### THE PROBLEM
Please find all lines in the data that hold the string "styles" and copy them.

____

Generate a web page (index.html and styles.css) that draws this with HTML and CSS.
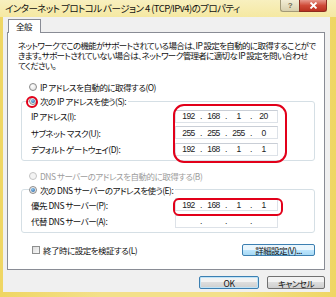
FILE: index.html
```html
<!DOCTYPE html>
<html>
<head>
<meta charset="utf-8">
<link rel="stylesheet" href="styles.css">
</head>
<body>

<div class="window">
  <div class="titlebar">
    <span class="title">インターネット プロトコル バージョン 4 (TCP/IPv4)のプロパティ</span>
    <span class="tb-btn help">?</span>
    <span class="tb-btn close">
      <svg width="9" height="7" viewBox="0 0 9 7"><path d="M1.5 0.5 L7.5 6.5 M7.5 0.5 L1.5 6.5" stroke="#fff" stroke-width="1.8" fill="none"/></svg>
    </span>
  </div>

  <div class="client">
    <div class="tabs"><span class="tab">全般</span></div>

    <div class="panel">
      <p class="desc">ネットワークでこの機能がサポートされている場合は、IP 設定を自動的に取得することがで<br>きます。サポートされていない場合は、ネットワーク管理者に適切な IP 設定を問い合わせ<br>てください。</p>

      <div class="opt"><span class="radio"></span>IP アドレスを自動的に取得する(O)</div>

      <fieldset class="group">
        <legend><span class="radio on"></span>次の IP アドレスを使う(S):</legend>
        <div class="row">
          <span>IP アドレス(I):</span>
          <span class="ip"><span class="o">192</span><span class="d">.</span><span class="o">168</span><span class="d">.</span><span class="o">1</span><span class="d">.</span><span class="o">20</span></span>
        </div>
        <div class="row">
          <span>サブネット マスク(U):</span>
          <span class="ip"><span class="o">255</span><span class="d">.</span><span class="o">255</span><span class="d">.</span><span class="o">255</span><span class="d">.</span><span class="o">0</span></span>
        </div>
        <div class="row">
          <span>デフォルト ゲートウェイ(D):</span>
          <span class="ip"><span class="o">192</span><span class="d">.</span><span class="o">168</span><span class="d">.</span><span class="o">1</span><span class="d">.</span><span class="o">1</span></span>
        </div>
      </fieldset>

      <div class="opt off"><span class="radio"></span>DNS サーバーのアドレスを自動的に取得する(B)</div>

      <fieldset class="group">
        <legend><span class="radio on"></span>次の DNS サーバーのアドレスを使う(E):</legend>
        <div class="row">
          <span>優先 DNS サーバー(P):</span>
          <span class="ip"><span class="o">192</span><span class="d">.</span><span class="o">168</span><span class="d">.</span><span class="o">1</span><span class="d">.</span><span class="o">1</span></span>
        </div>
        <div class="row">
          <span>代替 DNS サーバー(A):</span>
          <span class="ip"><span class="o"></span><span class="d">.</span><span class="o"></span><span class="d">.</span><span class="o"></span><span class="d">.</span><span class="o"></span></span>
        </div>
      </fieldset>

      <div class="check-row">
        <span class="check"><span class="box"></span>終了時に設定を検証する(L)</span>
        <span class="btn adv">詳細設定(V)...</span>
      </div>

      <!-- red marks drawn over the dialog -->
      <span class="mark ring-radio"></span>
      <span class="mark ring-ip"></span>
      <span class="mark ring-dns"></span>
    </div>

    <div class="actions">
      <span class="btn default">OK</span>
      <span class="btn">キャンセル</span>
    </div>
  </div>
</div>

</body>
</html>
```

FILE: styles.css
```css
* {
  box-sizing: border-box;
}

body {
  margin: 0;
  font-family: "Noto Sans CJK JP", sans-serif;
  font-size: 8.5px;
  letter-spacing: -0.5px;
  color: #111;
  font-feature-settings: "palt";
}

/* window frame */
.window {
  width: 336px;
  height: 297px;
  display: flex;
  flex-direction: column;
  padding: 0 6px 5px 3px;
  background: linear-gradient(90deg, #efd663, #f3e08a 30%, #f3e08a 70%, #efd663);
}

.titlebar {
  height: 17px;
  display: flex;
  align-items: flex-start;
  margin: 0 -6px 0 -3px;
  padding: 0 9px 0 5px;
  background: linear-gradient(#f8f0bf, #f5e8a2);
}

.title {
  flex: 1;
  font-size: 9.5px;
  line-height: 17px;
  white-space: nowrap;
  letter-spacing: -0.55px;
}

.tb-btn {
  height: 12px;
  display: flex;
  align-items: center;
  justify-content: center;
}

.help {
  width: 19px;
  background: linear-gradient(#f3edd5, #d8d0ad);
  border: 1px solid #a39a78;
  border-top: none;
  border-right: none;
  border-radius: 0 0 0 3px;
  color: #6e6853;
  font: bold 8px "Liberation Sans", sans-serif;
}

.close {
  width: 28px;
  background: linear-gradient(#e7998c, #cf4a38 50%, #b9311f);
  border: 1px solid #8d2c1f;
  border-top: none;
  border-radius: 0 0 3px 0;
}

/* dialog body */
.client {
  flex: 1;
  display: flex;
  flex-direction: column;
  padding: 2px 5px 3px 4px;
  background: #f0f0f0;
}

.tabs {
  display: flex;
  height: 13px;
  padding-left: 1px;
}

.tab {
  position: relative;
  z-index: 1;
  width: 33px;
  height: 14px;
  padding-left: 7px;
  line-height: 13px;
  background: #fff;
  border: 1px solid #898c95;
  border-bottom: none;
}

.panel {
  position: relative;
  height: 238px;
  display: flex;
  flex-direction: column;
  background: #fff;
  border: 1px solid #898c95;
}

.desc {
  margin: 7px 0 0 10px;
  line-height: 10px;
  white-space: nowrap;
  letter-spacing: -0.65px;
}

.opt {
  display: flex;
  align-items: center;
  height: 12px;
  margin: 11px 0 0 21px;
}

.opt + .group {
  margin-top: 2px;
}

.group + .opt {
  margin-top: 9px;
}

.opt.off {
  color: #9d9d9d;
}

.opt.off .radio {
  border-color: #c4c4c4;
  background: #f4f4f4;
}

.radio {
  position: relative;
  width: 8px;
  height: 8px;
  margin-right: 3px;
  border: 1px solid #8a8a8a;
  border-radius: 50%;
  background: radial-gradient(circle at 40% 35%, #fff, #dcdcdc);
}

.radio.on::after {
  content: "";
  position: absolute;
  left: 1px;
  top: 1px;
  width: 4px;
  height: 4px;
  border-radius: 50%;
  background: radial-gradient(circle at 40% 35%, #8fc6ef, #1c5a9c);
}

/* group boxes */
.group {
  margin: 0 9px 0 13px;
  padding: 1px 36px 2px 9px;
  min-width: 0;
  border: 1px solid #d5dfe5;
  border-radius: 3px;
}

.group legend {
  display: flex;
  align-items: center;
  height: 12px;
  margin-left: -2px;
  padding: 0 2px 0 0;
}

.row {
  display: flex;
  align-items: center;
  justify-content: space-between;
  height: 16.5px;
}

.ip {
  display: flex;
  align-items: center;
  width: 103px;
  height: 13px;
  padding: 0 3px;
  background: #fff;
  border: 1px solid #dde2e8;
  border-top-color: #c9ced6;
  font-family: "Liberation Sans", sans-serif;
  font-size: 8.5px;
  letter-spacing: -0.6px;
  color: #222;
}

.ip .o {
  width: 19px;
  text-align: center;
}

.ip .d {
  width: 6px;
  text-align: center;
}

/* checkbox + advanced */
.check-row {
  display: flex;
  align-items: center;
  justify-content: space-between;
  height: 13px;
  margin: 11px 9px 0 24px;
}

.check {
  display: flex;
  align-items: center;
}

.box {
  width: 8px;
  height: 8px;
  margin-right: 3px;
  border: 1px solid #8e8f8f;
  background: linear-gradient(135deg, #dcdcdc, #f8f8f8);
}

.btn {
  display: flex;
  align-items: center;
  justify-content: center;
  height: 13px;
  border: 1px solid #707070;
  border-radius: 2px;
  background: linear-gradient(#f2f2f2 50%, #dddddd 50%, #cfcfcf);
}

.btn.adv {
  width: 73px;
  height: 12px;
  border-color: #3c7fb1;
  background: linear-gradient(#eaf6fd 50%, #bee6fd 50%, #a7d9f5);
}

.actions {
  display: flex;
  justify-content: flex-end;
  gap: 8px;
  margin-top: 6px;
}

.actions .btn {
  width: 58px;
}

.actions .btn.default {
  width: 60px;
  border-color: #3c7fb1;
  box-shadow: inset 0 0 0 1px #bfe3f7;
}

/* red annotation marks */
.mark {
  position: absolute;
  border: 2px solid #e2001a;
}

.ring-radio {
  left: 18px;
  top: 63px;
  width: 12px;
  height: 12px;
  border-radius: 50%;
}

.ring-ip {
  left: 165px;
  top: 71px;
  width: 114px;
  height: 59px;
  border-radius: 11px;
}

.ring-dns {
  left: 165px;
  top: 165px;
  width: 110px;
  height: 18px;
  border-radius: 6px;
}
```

____

### COMPLETED TASK
Generate a web page (index.html and styles.css) that draws this with HTML and CSS.
<link rel="stylesheet" href="styles.css">
FILE: styles.css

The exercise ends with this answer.